Başbakan Abiy Ahmed göreve geldiği tarihten beri siyasi baskıyı azaltmanın yanı sıra Etiyopya'nın komşularıyla, özellikle de Eritre ile olan anlaşmazlıkların çözümü için çalışıyordu.
Eritre 1991'de de-facto bağımsızlığını kazandığında, Etiyopya'nın Kızıl Deniz ile bağlantısı kesildi.
1998-2000 yılları arasında bir sınır anlaşmazlığı yüzünden komuşlar arasında savaş çıktı. 2018 yılında barış anlaşması imzalanmasına rağmen, iki ülke arasındaki gerilim sürüyor.
Etiyopya içindeki etnik gerilim de devam ediyor.
Ülkenin en büyük etnik grubuna ev sahipliği yapan Oromia bölgesindeki hükümet karşıtı gösteriler 2015 yılında başladı ve bir sonraki yıl Amhara bölgesine de yayıldı.
Nüfusun yüzde 60'ını oluşturan Oromo ve Amhara etnik gruplarının protestoları, Tigre etnik grubunun gücü tekelleştirdiği gerekçesiyle yapıldı.
Bu protestolar, Başbakan Hailemariam Desalegn'in 2018'in Şubat ayındaki istifasında başlıca rol oynadı.
Oromo etnik grubundan olan Abiy Ahmed, aynı yıl Nisan ayında göreve geldi ve başbakan olarak yaptığı ilk konuşmasında, baskıcı ve ayrımcı yönetime son verme çağrısı yaptı.
Son olarak Amhara ve Gumuz etnik grupları arasında çıkan çatışmalarda onlarca kişi hayatını kaybetti.

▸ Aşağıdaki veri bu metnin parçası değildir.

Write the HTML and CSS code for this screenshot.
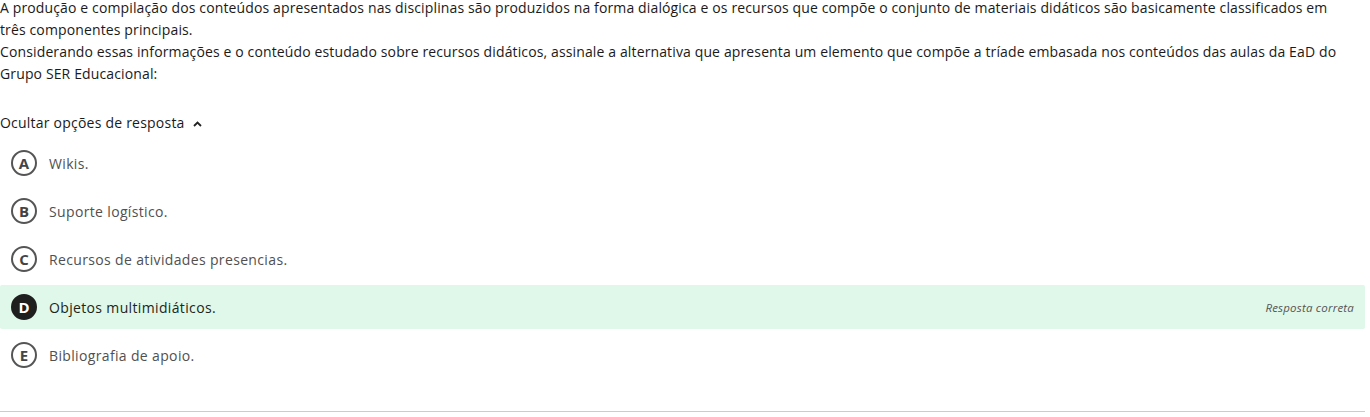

Abiy Ahmed, ekonomik reformlar için de çaba gösterdi.
Etiyopya, Afrika'daki en hızlı büyüme oranına sahip olsa da, 2017 yılında kişi başına düşen yıllık 740 dolarla kıtanın en fakir ülkelerinden biri.
Kahve, ihracat ürünlerinin başında geliyor, ülkedeki inşaat çalışmalarının çoğu Çin tarafından karşılanıyor.
Son 20 yılda, Etiyopya'da ilköğretime katılım oranı dörde katlandı, çocuk ölüm oranı yarıya düştü ve içilebilir suya erişim oranı iki katına çıktı.
Ancak ülke 2015-2016 yılları arasında son on yıllarda görülen en kötü kuraklığı yaşadı.